BEGIN MATERIAL FOR THE TASK
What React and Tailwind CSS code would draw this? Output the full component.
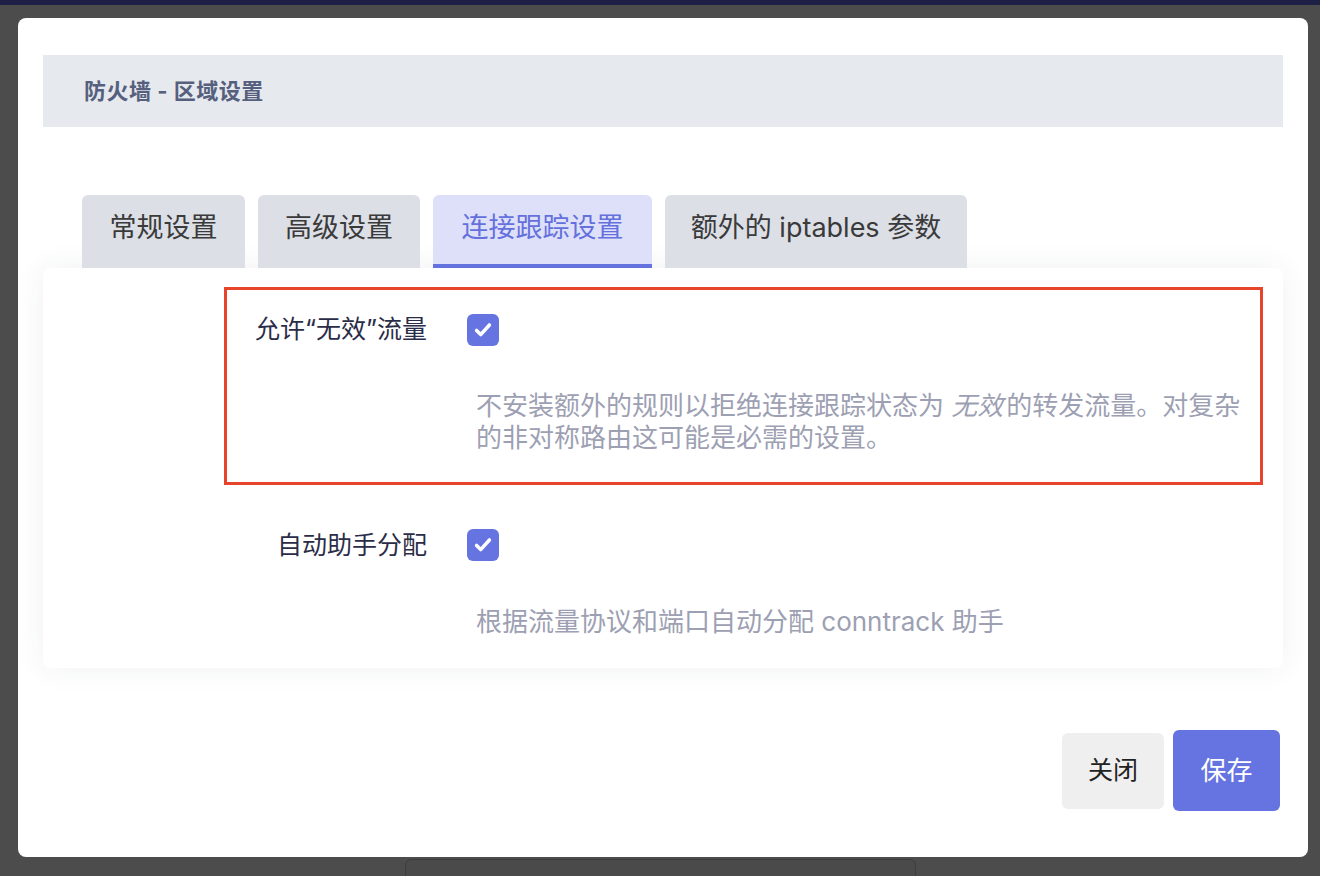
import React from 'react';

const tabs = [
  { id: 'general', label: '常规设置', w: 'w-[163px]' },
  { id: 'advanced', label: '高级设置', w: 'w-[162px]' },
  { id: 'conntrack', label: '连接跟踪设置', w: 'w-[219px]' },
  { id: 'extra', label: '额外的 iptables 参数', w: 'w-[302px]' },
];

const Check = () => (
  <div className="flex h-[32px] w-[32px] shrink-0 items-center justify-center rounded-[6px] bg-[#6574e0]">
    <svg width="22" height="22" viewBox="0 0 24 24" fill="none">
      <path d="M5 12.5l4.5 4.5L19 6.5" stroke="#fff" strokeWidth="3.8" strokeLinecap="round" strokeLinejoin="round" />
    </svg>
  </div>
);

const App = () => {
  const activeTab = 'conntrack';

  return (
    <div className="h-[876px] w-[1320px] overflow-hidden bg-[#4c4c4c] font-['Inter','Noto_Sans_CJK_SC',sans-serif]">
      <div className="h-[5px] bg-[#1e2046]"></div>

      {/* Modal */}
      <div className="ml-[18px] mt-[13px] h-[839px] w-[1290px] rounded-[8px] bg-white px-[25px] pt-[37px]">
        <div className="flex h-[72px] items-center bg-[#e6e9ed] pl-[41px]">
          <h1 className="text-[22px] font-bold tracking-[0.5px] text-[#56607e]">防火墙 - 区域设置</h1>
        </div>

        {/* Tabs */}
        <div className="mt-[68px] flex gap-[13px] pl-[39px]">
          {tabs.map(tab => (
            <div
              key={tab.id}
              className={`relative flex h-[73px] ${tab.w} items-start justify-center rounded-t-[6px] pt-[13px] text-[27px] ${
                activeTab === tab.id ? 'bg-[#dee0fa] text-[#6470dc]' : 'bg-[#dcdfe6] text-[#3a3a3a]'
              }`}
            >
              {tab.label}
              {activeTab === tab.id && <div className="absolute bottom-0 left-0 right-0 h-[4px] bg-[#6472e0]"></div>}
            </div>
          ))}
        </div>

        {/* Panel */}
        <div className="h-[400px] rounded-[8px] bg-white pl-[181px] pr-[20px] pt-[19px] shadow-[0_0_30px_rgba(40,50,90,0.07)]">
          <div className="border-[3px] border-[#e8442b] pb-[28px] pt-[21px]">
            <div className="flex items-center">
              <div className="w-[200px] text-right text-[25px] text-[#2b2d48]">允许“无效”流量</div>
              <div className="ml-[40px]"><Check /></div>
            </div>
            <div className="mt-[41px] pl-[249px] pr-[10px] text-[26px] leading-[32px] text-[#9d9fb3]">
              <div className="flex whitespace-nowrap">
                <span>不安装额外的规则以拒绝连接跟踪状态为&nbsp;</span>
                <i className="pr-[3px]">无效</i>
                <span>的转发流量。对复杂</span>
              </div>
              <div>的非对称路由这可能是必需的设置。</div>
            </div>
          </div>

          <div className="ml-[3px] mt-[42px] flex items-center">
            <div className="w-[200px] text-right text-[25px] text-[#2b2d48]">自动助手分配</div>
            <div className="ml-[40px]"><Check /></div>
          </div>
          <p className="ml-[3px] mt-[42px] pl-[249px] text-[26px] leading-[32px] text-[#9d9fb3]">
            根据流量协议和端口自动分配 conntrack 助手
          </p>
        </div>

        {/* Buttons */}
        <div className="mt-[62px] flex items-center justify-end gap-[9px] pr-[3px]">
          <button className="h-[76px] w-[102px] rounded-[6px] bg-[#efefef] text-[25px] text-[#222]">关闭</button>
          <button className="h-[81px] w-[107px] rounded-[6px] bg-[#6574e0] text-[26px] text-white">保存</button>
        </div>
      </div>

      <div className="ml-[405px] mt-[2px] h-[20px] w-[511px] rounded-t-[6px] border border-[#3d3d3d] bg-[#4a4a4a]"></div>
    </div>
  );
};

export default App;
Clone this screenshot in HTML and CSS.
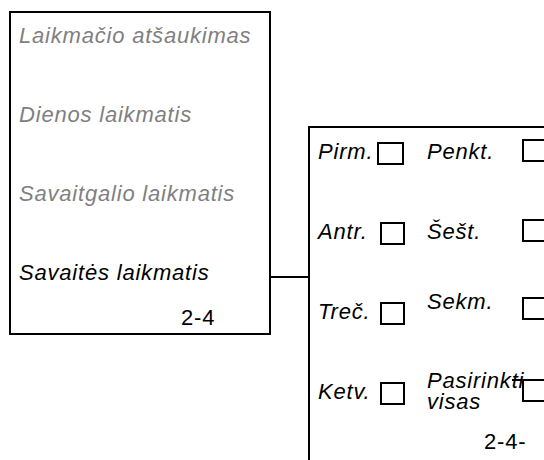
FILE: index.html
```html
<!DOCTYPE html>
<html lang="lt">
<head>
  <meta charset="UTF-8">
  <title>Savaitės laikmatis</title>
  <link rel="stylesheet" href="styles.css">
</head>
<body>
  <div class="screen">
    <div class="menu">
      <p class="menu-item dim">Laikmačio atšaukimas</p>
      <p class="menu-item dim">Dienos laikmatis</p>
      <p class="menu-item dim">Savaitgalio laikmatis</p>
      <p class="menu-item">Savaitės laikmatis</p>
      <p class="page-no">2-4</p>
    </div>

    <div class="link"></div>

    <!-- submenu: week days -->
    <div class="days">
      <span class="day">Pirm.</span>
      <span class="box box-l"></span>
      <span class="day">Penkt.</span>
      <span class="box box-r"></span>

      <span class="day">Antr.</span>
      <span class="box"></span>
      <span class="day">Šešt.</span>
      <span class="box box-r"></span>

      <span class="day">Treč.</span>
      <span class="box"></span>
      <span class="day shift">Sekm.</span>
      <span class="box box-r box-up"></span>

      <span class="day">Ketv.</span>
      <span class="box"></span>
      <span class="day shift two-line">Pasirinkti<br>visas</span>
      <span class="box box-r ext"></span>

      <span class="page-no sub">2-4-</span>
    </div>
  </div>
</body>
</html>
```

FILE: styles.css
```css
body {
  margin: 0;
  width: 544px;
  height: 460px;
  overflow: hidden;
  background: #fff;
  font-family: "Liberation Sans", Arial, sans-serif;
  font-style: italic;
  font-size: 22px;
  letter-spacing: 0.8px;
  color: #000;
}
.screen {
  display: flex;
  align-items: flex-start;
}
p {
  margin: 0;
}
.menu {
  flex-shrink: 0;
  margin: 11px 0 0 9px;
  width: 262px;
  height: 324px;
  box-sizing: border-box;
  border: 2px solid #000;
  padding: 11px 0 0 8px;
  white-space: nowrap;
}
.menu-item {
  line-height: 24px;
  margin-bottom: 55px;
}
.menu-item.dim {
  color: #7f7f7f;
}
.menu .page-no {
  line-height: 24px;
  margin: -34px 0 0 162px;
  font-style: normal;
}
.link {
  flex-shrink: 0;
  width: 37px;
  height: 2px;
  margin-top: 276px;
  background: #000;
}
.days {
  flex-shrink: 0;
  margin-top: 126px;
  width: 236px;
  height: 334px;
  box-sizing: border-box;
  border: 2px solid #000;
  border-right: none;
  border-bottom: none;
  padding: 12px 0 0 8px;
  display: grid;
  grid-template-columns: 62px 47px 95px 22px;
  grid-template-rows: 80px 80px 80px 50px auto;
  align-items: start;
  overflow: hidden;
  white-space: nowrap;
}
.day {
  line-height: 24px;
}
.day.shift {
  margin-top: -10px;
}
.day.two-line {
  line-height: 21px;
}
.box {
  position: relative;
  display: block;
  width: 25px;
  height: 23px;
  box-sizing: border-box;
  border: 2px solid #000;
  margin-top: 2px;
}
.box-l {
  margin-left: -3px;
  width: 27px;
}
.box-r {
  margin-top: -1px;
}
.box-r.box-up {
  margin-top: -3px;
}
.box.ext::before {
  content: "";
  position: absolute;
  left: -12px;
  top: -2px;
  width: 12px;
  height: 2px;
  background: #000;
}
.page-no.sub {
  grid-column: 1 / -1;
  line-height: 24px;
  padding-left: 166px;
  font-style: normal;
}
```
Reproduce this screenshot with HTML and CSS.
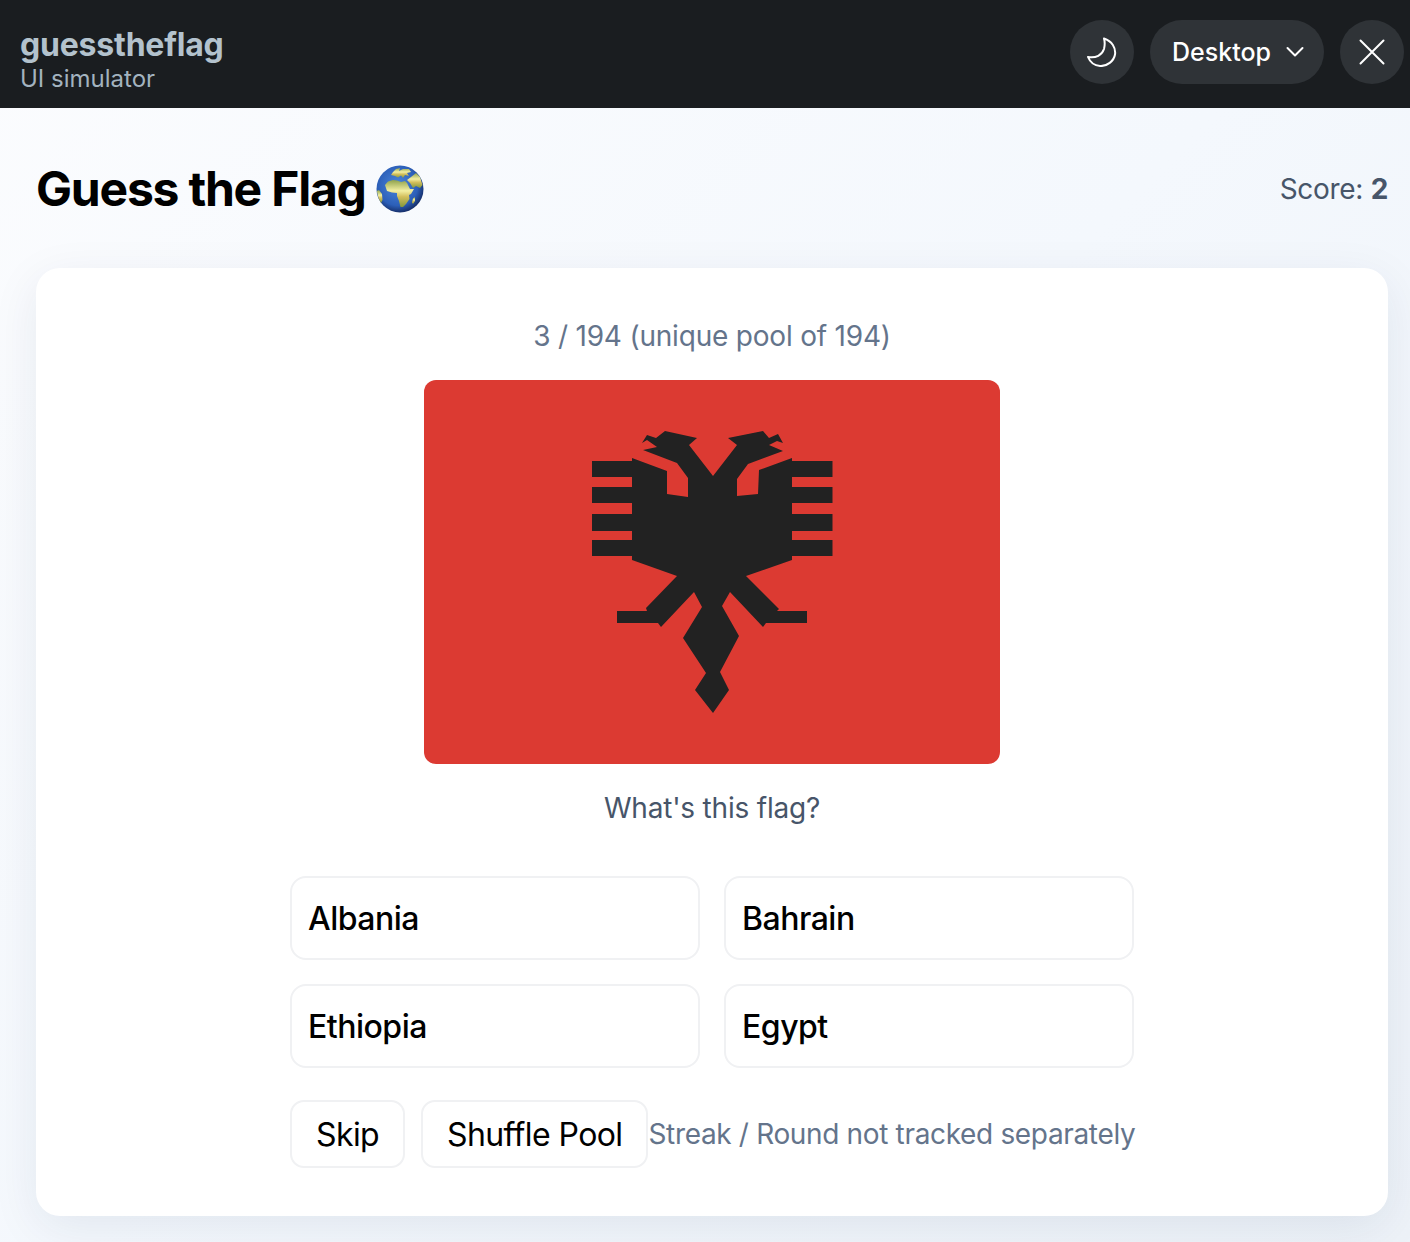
END MATERIAL FOR THE TASK
• **WORK REQUIRED**
Keep the pictures out of the copy and return the rest of the data above exactly.

• **REPLY TO THE EXERCISE**
What React and Tailwind CSS code would draw this? Output the full component.
import React from 'react';

const tabs = [
  { id: 'general', label: '常规设置', w: 'w-[163px]' },
  { id: 'advanced', label: '高级设置', w: 'w-[162px]' },
  { id: 'conntrack', label: '连接跟踪设置', w: 'w-[219px]' },
  { id: 'extra', label: '额外的 iptables 参数', w: 'w-[302px]' },
];

const Check = () => (
  <div className="flex h-[32px] w-[32px] shrink-0 items-center justify-center rounded-[6px] bg-[#6574e0]">
    <svg width="22" height="22" viewBox="0 0 24 24" fill="none">
      <path d="M5 12.5l4.5 4.5L19 6.5" stroke="#fff" strokeWidth="3.8" strokeLinecap="round" strokeLinejoin="round" />
    </svg>
  </div>
);

const App = () => {
  const activeTab = 'conntrack';

  return (
    <div className="h-[876px] w-[1320px] overflow-hidden bg-[#4c4c4c] font-['Inter','Noto_Sans_CJK_SC',sans-serif]">
      <div className="h-[5px] bg-[#1e2046]"></div>

      {/* Modal */}
      <div className="ml-[18px] mt-[13px] h-[839px] w-[1290px] rounded-[8px] bg-white px-[25px] pt-[37px]">
        <div className="flex h-[72px] items-center bg-[#e6e9ed] pl-[41px]">
          <h1 className="text-[22px] font-bold tracking-[0.5px] text-[#56607e]">防火墙 - 区域设置</h1>
        </div>

        {/* Tabs */}
        <div className="mt-[68px] flex gap-[13px] pl-[39px]">
          {tabs.map(tab => (
            <div
              key={tab.id}
              className={`relative flex h-[73px] ${tab.w} items-start justify-center rounded-t-[6px] pt-[13px] text-[27px] ${
                activeTab === tab.id ? 'bg-[#dee0fa] text-[#6470dc]' : 'bg-[#dcdfe6] text-[#3a3a3a]'
              }`}
            >
              {tab.label}
              {activeTab === tab.id && <div className="absolute bottom-0 left-0 right-0 h-[4px] bg-[#6472e0]"></div>}
            </div>
          ))}
        </div>

        {/* Panel */}
        <div className="h-[400px] rounded-[8px] bg-white pl-[181px] pr-[20px] pt-[19px] shadow-[0_0_30px_rgba(40,50,90,0.07)]">
          <div className="border-[3px] border-[#e8442b] pb-[28px] pt-[21px]">
            <div className="flex items-center">
              <div className="w-[200px] text-right text-[25px] text-[#2b2d48]">允许“无效”流量</div>
              <div className="ml-[40px]"><Check /></div>
            </div>
            <div className="mt-[41px] pl-[249px] pr-[10px] text-[26px] leading-[32px] text-[#9d9fb3]">
              <div className="flex whitespace-nowrap">
                <span>不安装额外的规则以拒绝连接跟踪状态为&nbsp;</span>
                <i className="pr-[3px]">无效</i>
                <span>的转发流量。对复杂</span>
              </div>
              <div>的非对称路由这可能是必需的设置。</div>
            </div>
          </div>

          <div className="ml-[3px] mt-[42px] flex items-center">
            <div className="w-[200px] text-right text-[25px] text-[#2b2d48]">自动助手分配</div>
            <div className="ml-[40px]"><Check /></div>
          </div>
          <p className="ml-[3px] mt-[42px] pl-[249px] text-[26px] leading-[32px] text-[#9d9fb3]">
            根据流量协议和端口自动分配 conntrack 助手
          </p>
        </div>

        {/* Buttons */}
        <div className="mt-[62px] flex items-center justify-end gap-[9px] pr-[3px]">
          <button className="h-[76px] w-[102px] rounded-[6px] bg-[#efefef] text-[25px] text-[#222]">关闭</button>
          <button className="h-[81px] w-[107px] rounded-[6px] bg-[#6574e0] text-[26px] text-white">保存</button>
        </div>
      </div>

      <div className="ml-[405px] mt-[2px] h-[20px] w-[511px] rounded-t-[6px] border border-[#3d3d3d] bg-[#4a4a4a]"></div>
    </div>
  );
};

export default App;
Clone this screenshot in HTML and CSS.
FILE: index.html
```html
<!DOCTYPE html>
<html lang="lt">
<head>
  <meta charset="UTF-8">
  <title>Savaitės laikmatis</title>
  <link rel="stylesheet" href="styles.css">
</head>
<body>
  <div class="screen">
    <div class="menu">
      <p class="menu-item dim">Laikmačio atšaukimas</p>
      <p class="menu-item dim">Dienos laikmatis</p>
      <p class="menu-item dim">Savaitgalio laikmatis</p>
      <p class="menu-item">Savaitės laikmatis</p>
      <p class="page-no">2-4</p>
    </div>

    <div class="link"></div>

    <!-- submenu: week days -->
    <div class="days">
      <span class="day">Pirm.</span>
      <span class="box box-l"></span>
      <span class="day">Penkt.</span>
      <span class="box box-r"></span>

      <span class="day">Antr.</span>
      <span class="box"></span>
      <span class="day">Šešt.</span>
      <span class="box box-r"></span>

      <span class="day">Treč.</span>
      <span class="box"></span>
      <span class="day shift">Sekm.</span>
      <span class="box box-r box-up"></span>

      <span class="day">Ketv.</span>
      <span class="box"></span>
      <span class="day shift two-line">Pasirinkti<br>visas</span>
      <span class="box box-r ext"></span>

      <span class="page-no sub">2-4-</span>
    </div>
  </div>
</body>
</html>
```

FILE: styles.css
```css
body {
  margin: 0;
  width: 544px;
  height: 460px;
  overflow: hidden;
  background: #fff;
  font-family: "Liberation Sans", Arial, sans-serif;
  font-style: italic;
  font-size: 22px;
  letter-spacing: 0.8px;
  color: #000;
}
.screen {
  display: flex;
  align-items: flex-start;
}
p {
  margin: 0;
}
.menu {
  flex-shrink: 0;
  margin: 11px 0 0 9px;
  width: 262px;
  height: 324px;
  box-sizing: border-box;
  border: 2px solid #000;
  padding: 11px 0 0 8px;
  white-space: nowrap;
}
.menu-item {
  line-height: 24px;
  margin-bottom: 55px;
}
.menu-item.dim {
  color: #7f7f7f;
}
.menu .page-no {
  line-height: 24px;
  margin: -34px 0 0 162px;
  font-style: normal;
}
.link {
  flex-shrink: 0;
  width: 37px;
  height: 2px;
  margin-top: 276px;
  background: #000;
}
.days {
  flex-shrink: 0;
  margin-top: 126px;
  width: 236px;
  height: 334px;
  box-sizing: border-box;
  border: 2px solid #000;
  border-right: none;
  border-bottom: none;
  padding: 12px 0 0 8px;
  display: grid;
  grid-template-columns: 62px 47px 95px 22px;
  grid-template-rows: 80px 80px 80px 50px auto;
  align-items: start;
  overflow: hidden;
  white-space: nowrap;
}
.day {
  line-height: 24px;
}
.day.shift {
  margin-top: -10px;
}
.day.two-line {
  line-height: 21px;
}
.box {
  position: relative;
  display: block;
  width: 25px;
  height: 23px;
  box-sizing: border-box;
  border: 2px solid #000;
  margin-top: 2px;
}
.box-l {
  margin-left: -3px;
  width: 27px;
}
.box-r {
  margin-top: -1px;
}
.box-r.box-up {
  margin-top: -3px;
}
.box.ext::before {
  content: "";
  position: absolute;
  left: -12px;
  top: -2px;
  width: 12px;
  height: 2px;
  background: #000;
}
.page-no.sub {
  grid-column: 1 / -1;
  line-height: 24px;
  padding-left: 166px;
  font-style: normal;
}
```
Reproduce this screenshot with HTML and CSS.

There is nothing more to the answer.